Where the word "components" occurs in a line, return that line.

# Material provided start

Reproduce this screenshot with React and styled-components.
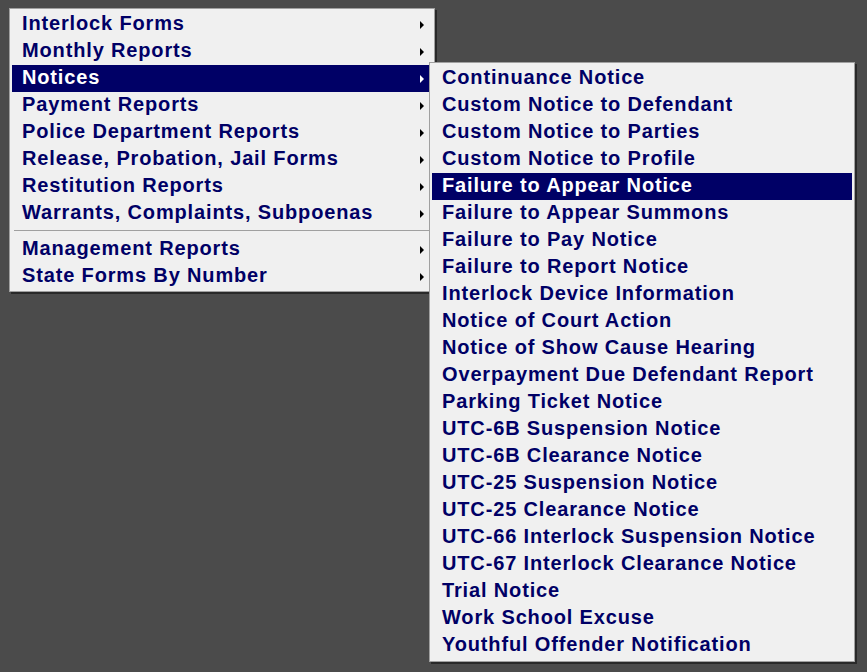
import styled, { createGlobalStyle } from "styled-components";

const GlobalStyle = createGlobalStyle`
  html, body {
    margin: 0;
    background: #4b4b4b;
    height: 100%;
  }
  body {
    font-family: "Liberation Sans", Arial, sans-serif;
  }
`;

const Page = styled.div`
  padding: 8px 0 0 9px;
  min-height: 672px;
  box-sizing: border-box;
`;

const MenuBox = styled.ul`
  list-style: none;
  margin: 0;
  width: 426px;
  box-sizing: border-box;
  padding: 2px 2px 1px 2px;
  background: #f0f0f0;
  border: 1px solid #a0a0a0;
  box-shadow: 2px 2px 0 rgba(0, 0, 0, 0.45);
  position: relative;
`;

const SubMenuBox = styled(MenuBox)`
  position: absolute;
  left: 417px;
  top: -3px;
  padding: 2px;
  z-index: 2;
`;

const Item = styled.li`
  position: relative;
  height: 27px;
  box-sizing: border-box;
  display: flex;
  align-items: center;
  padding: 0 8px 2px 10px;
  font-size: 20px;
  letter-spacing: 0.85px;
  font-weight: bold;
  color: ${(p) => (p.$active ? "#ffffff" : "#000066")};
  background: ${(p) => (p.$active ? "#000066" : "transparent")};
  white-space: nowrap;
`;

const Label = styled.span`
  flex: 1;
`;

const Arrow = styled.span`
  width: 0;
  height: 0;
  margin-top: 2px;
  border-top: 4px solid transparent;
  border-bottom: 4px solid transparent;
  border-left: 4px solid ${(p) => (p.$active ? "#ffffff" : "#000000")};
`;

const Separator = styled.li`
  height: 9px;
  box-sizing: border-box;
  padding: 3px 2px 0;
  &::before {
    content: "";
    display: block;
    height: 1px;
    background: #a0a0a0;
  }
`;

const mainGroups = [
  [
    "Interlock Forms",
    "Monthly Reports",
    "Notices",
    "Payment Reports",
    "Police Department Reports",
    "Release, Probation, Jail Forms",
    "Restitution Reports",
    "Warrants, Complaints, Subpoenas",
  ],
  ["Management Reports", "State Forms By Number"],
];

const notices = [
  "Continuance Notice",
  "Custom Notice to Defendant",
  "Custom Notice to Parties",
  "Custom Notice to Profile",
  "Failure to Appear Notice",
  "Failure to Appear Summons",
  "Failure to Pay Notice",
  "Failure to Report Notice",
  "Interlock Device Information",
  "Notice of Court Action",
  "Notice of Show Cause Hearing",
  "Overpayment Due Defendant Report",
  "Parking Ticket Notice",
  "UTC-6B Suspension Notice",
  "UTC-6B Clearance Notice",
  "UTC-25 Suspension Notice",
  "UTC-25 Clearance Notice",
  "UTC-66 Interlock Suspension Notice",
  "UTC-67 Interlock Clearance Notice",
  "Trial Notice",
  "Work School Excuse",
  "Youthful Offender Notification",
];

function SubMenu() {
  return (
    <SubMenuBox>
      {notices.map((n) => (
        <Item key={n} $active={n === "Failure to Appear Notice"}>
          <Label>{n}</Label>
        </Item>
      ))}
    </SubMenuBox>
  );
}

export default function App() {
  return (
    <>
      <GlobalStyle />
      <Page>
        <MenuBox>
          {mainGroups.map((group, gi) => [
            gi > 0 && <Separator key={"sep" + gi} />,
            ...group.map((name) => (
              <Item key={name} $active={name === "Notices"}>
                <Label>{name}</Label>
                <Arrow $active={name === "Notices"} />
                {name === "Notices" && <SubMenu />}
              </Item>
            )),
          ])}
        </MenuBox>
      </Page>
    </>
  );
}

# Material provided end

▸ Result for this exercise
Reproduce this screenshot with React and styled-components.
import styled, { createGlobalStyle } from "styled-components";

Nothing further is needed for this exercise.